In a post on X, the port said: ‘We are pleased that Police Aux Frontieres (PAF) have responded positively by invoking the Article 9 clause of the EES regulations.
‘While conventional border checks will still be undertaken, this will now enable PAF to significantly reduce the border processing time.’
The decision means travellers will be processed normally and will not have to provide fingerprints and facial biometrics.
At both the Port of Dover and the Le Shuttle terminal in Folkestone passengers and drivers pass through juxtaposed controls, allowing them to notionally clear the French border before they cross the Channel.
Under the new Entry and Exit system, third-country nationals are now required to register their passport at their first point of arrival into the Schengen area.
However, unlike at dozens of Schengen airports, EES self-registration machines are not yet operational in the UK.
Travel expert Simon Calder told Sky News that Police Aux Frontieres had attempted to register passengers manually using 11 checkpoints.

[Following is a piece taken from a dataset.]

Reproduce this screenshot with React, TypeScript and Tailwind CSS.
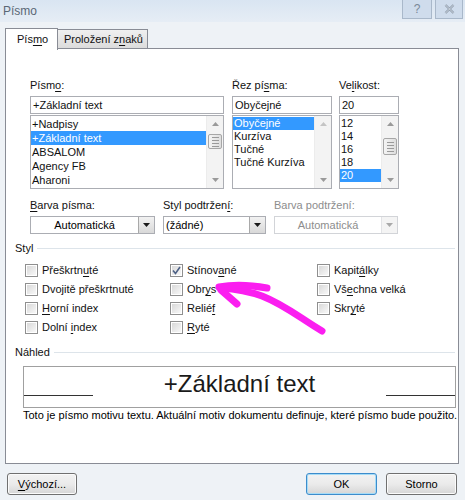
import React from "react";

const U = ({ children }: { children: React.ReactNode }) => (
  <span className="underline decoration-1 underline-offset-[2px]">{children}</span>
);

function UpArrow({ disabled }: { disabled?: boolean }) {
  return (
    <svg width="7" height="4" viewBox="0 0 7 4">
      <path d="M0 4 L3.5 0 L7 4 Z" fill={disabled ? "#c4c4c4" : "#9a9a9a"} />
    </svg>
  );
}
function DownArrow({ disabled }: { disabled?: boolean }) {
  return (
    <svg width="7" height="4" viewBox="0 0 7 4">
      <path d="M0 0 L3.5 4 L7 0 Z" fill={disabled ? "#c4c4c4" : "#9a9a9a"} />
    </svg>
  );
}

function Thumb({ top, h }: { top: string; h: string }) {
  return (
    <div className={`absolute left-[1px] right-[1px] ${top} ${h} border border-[#a7a7a7] rounded-[2px] bg-gradient-to-r from-[#f4f4f4] to-[#dedede] flex flex-col items-center justify-center gap-[2px]`}>
      <div className="w-[7px] h-px bg-[#9a9a9a]" />
      <div className="w-[7px] h-px bg-[#9a9a9a]" />
      <div className="w-[7px] h-px bg-[#9a9a9a]" />
      <div className="w-[7px] h-px bg-[#9a9a9a]" />
    </div>
  );
}

function ScrollBar({ thumb }: { thumb?: React.ReactNode }) {
  return (
    <div className="relative w-[17px] h-full bg-[#f3f3f3] border-l border-[#ececec] flex flex-col items-center justify-between py-[6px]">
      <UpArrow disabled={!thumb} />
      <DownArrow />
      {thumb}
    </div>
  );
}

function Check({ checked }: { checked?: boolean }) {
  return (
    <div className="w-[13px] h-[13px] border border-[#8f8f8f] bg-white p-px shrink-0">
      <div className="w-full h-full bg-gradient-to-br from-[#d9d9d9] to-[#f8f8f8] flex items-center justify-center">
        {checked && (
          <svg width="9" height="9" viewBox="0 0 9 9">
            <path d="M1 4.5 L3.5 7.5 L8 1" stroke="#4d6185" strokeWidth="1.6" fill="none" />
          </svg>
        )}
      </div>
    </div>
  );
}

function CheckRow({ checked, children }: { checked?: boolean; children: React.ReactNode }) {
  return (
    <div className="h-[19px] flex items-center gap-[4px]">
      <Check checked={checked} />
      <span>{children}</span>
    </div>
  );
}

function Combo({ w, text, center, disabled }: { w: string; text: string; center?: boolean; disabled?: boolean }) {
  return (
    <div className={`${w} h-[18px] flex border ${disabled ? "border-[#d2d4d8]" : "border-[#abadb3]"} bg-white`}>
      <div className={`flex-1 flex items-center ${center ? "justify-center" : "pl-[2px]"} ${disabled ? "text-[#8d8d8d]" : "text-black"}`}>
        {text}
      </div>
      <div className={`w-[16px] h-full flex items-center justify-center border-l ${disabled ? "border-[#e2e3e6] bg-[#f4f4f4]" : "border-[#a9a9a9] bg-gradient-to-b from-[#f2f2f2] to-[#d9d9d9]"}`}>
        <svg width="7" height="4" viewBox="0 0 7 4">
          <path d="M0 0 L3.5 4 L7 0 Z" fill={disabled ? "#a9a9a9" : "#1a1a1a"} />
        </svg>
      </div>
    </div>
  );
}

function Button({ w, children, def }: { w: string; children: React.ReactNode; def?: boolean }) {
  return (
    <div
      className={`${w} h-[22px] rounded-[3px] border ${def ? "border-[#3c8ccc] shadow-[inset_0_0_0_1px_#a6dcf7]" : "border-[#707070] shadow-[inset_0_0_0_1px_#fbfbfb]"} bg-gradient-to-b from-[#f2f2f2] via-[#ebebeb] to-[#d6d6d6] flex items-center justify-center text-black`}
    >
      {children}
    </div>
  );
}

export default function App() {
  return (
    <div
      className="relative w-[465px] h-[500px] overflow-hidden bg-[#eef2f6] text-[11px] leading-[13px] text-[#111]"
      style={{ fontFamily: '"Liberation Sans", Arial, sans-serif' }}
    >
      {/* Title bar */}
      <div className="h-[22px] flex items-start bg-gradient-to-b from-[#d9e5f2] to-[#e6edf5]">
        <div className="pl-[3px] pt-[5px] text-[12px] leading-[13px] text-[#5a6775]">Písmo</div>
        <div className="ml-auto flex gap-[3px] pr-[2px]">
          <div className="w-[30px] h-[19px] border border-t-0 border-[#a9b8ca] bg-[#cfdcec] flex items-center justify-center text-[12px] text-[#7a8898]">?</div>
          <div className="w-[28px] h-[19px] border border-t-0 border-[#a9b8ca] bg-[#cfdcec] flex items-center justify-center">
            <svg width="11" height="10" viewBox="0 0 11 10">
              <path d="M1.5 1 L9.5 9 M9.5 1 L1.5 9" stroke="#8896a6" strokeWidth="2.2" />
              <path d="M1.5 1 L9.5 9 M9.5 1 L1.5 9" stroke="#e6ecf3" strokeWidth="0.8" />
            </svg>
          </div>
        </div>
      </div>

      {/* Tabs */}
      <div className="relative h-[27px] px-[5px] pt-[5px] flex items-end z-10">
        <div className="w-[53px] h-[22px] bg-white border border-b-0 border-[#898c95] pl-[11px] pt-[4px] relative top-[1px]">
          Pís<U>m</U>o
        </div>
        <div className="w-[90px] h-[19px] mb-[1px] bg-gradient-to-b from-[#f0f0f0] to-[#dcdcdc] border border-l-0 border-b-0 border-[#898c95] pl-[6px] pt-[3px]">
          Proložení z<U>n</U>aků
        </div>
      </div>

      {/* Panel */}
      <div className="ml-[5px] w-[454px] h-[416px] -mt-[1px] border border-[#898c95] bg-white flex flex-col">
        {/* Row 1 */}
        <div className="flex pl-[24px] pt-[30px]">
          <div className="w-[194px] flex flex-col">
            <div className="h-[13px]">Písm<U>o</U>:</div>
            <div className="mt-[4px] h-[18px] border border-[#abadb3] flex items-center pl-[2px]">+Základní text</div>
            <div className="mt-[1px] h-[74px] border border-[#abadb3] flex">
              <div className="flex-1 pt-px leading-[14px]">
                <div className="h-[14px] pl-[1px]">+Nadpisy</div>
                <div className="h-[14px] pl-[1px] bg-[#3399ff] text-white">+Základní text</div>
                <div className="h-[14px] pl-[1px]">ABSALOM</div>
                <div className="h-[14px] pl-[1px]">Agency FB</div>
                <div className="h-[14px] pl-[1px]">Aharoni</div>
              </div>
              <ScrollBar thumb={<Thumb top="top-[18px]" h="h-[15px]" />} />
            </div>
          </div>
          <div className="w-[100px] ml-[8px] flex flex-col">
            <div className="h-[13px]">Řez pí<U>s</U>ma:</div>
            <div className="mt-[4px] h-[18px] border border-[#abadb3] flex items-center pl-[2px]">Obyčejné</div>
            <div className="mt-[1px] h-[74px] border border-[#abadb3] flex">
              <div className="flex-1 pt-px">
                <div className="h-[13px] pl-[1px] bg-[#3399ff] text-white">Obyčejné</div>
                <div className="h-[13px] pl-[1px]">Kurzíva</div>
                <div className="h-[13px] pl-[1px]">Tučné</div>
                <div className="h-[13px] pl-[1px]">Tučné Kurzíva</div>
              </div>
              <ScrollBar />
            </div>
          </div>
          <div className="w-[60px] ml-[7px] flex flex-col">
            <div className="h-[13px]">Ve<U>l</U>ikost:</div>
            <div className="mt-[4px] h-[18px] border border-[#abadb3] flex items-center pl-[2px]">20</div>
            <div className="mt-[1px] h-[74px] border border-[#abadb3] flex">
              <div className="flex-1 pt-px">
                <div className="h-[13px] pl-[1px]">12</div>
                <div className="h-[13px] pl-[1px]">14</div>
                <div className="h-[13px] pl-[1px]">16</div>
                <div className="h-[13px] pl-[1px]">18</div>
                <div className="h-[13px] pl-[1px] bg-[#3399ff] text-white">20</div>
              </div>
              <ScrollBar thumb={<Thumb top="top-[22px]" h="h-[17px]" />} />
            </div>
          </div>
        </div>

        {/* Row 2 */}
        <div className="flex pl-[24px] mt-[10px]">
          <div className="flex flex-col">
            <div className="h-[13px]"><U>B</U>arva písma:</div>
            <div className="mt-[4px]"><Combo w="w-[125px]" text="Automatická" center /></div>
          </div>
          <div className="flex flex-col ml-[8px]">
            <div className="h-[13px]">Styl podtržen<U>í</U>:</div>
            <div className="mt-[4px]"><Combo w="w-[103px]" text="(žádné)" /></div>
          </div>
          <div className="flex flex-col ml-[8px]">
            <div className="h-[13px] text-[#8d8d8d]">Barva podtržení:</div>
            <div className="mt-[4px]"><Combo w="w-[124px]" text="Automatická" center disabled /></div>
          </div>
        </div>

        {/* Styl */}
        <div className="mt-[8px] pl-[9px] pr-[3px] flex items-center gap-[4px]">
          <span>Styl</span>
          <div className="flex-1 h-px bg-[#dde4ea]" />
        </div>
        <div className="mt-[6px] pl-[19px] grid grid-cols-[145px_147px_1fr]">
          <div className="flex flex-col">
            <CheckRow>Přeškrtn<U>u</U>té</CheckRow>
            <CheckRow>Dvojitě přeškrtnuté</CheckRow>
            <CheckRow><U>H</U>orní index</CheckRow>
            <CheckRow>Dolní <U>i</U>ndex</CheckRow>
          </div>
          <div className="flex flex-col">
            <CheckRow checked>Stínov<U>a</U>né</CheckRow>
            <CheckRow>Obr<U>y</U>s</CheckRow>
            <CheckRow>Relié<U>f</U></CheckRow>
            <CheckRow><U>R</U>yté</CheckRow>
          </div>
          <div className="flex flex-col">
            <CheckRow>Kapit<U>á</U>lky</CheckRow>
            <CheckRow>Vš<U>e</U>chna velká</CheckRow>
            <CheckRow>Skr<U>y</U>té</CheckRow>
          </div>
        </div>

        {/* Náhled */}
        <div className="mt-[9px] pl-[9px] pr-[3px] flex items-center gap-[4px]">
          <span>Náhled</span>
          <div className="flex-1 h-px bg-[#dde4ea]" />
        </div>
        <div className="mt-[7px] ml-[17px] w-[433px] h-[42px] border border-[#a0a0a0] flex items-end pb-[10px]">
          <div className="w-[69px] h-px bg-[#333] mb-[1px]" />
          <div className="flex-1 text-center text-[24px] leading-[26px] text-[#1a1a1a]">+Základní text</div>
          <div className="w-[69px] h-px bg-[#333] mb-[1px]" />
        </div>
        <div className="mt-[1px] ml-[17px] text-[11px] leading-[13px] whitespace-nowrap text-black">
          Toto je písmo motivu textu. Aktuální motiv dokumentu definuje, které písmo bude použito.
        </div>
      </div>

      {/* Buttons */}
      <div className="mt-[9px] px-[7px] flex">
        <Button w="w-[70px]"><span><U>V</U>ýchozí...</span></Button>
        <div className="ml-auto flex gap-[9px] pr-[1px]">
          <Button w="w-[71px]" def>OK</Button>
          <Button w="w-[71px]">Storno</Button>
        </div>
      </div>

      {/* Magenta arrow annotation */}
      <svg className="absolute left-0 top-0 pointer-events-none" width="465" height="500" viewBox="0 0 465 500">
        <g stroke="#fb1ef0" strokeWidth="7" strokeLinecap="round" strokeLinejoin="round" fill="none">
          <path d="M322 331 C 300 318, 285 305, 262 296 C 248 291, 235 289, 221 288" />
          <path d="M219 287 Q 240 283 267 288" />
          <path d="M221 290 L 237 304" />
        </g>
      </svg>
    </div>
  );
}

But they have now reverted to traditional ‘wet-stamping’ of passports in a bid to ease queues, which were building yesterday and this morning.
The tropical heatwave is adding to the travellers’ misery as motorists waited to board ferries to the continent, with temperatures hovering at just under 30°C in Dover.
It comes as around 3.4 million journeys are expected to be undertaken on Sunday, with a further 3.1 million trips on bank holiday Monday.
According to the RAC, six in ten drivers were not planning a leisure trip over the weekend, with just five per cent citing rising fuel costs as a result of the closure of the Strait of Hormuz, the world’s oil chokepoint.
It added the worst affected roads for congestion were likely to be the M1, M25, M5, M6, with anticlockwise journeys on the London orbital motorway expected to take twice as long as on an average weekend.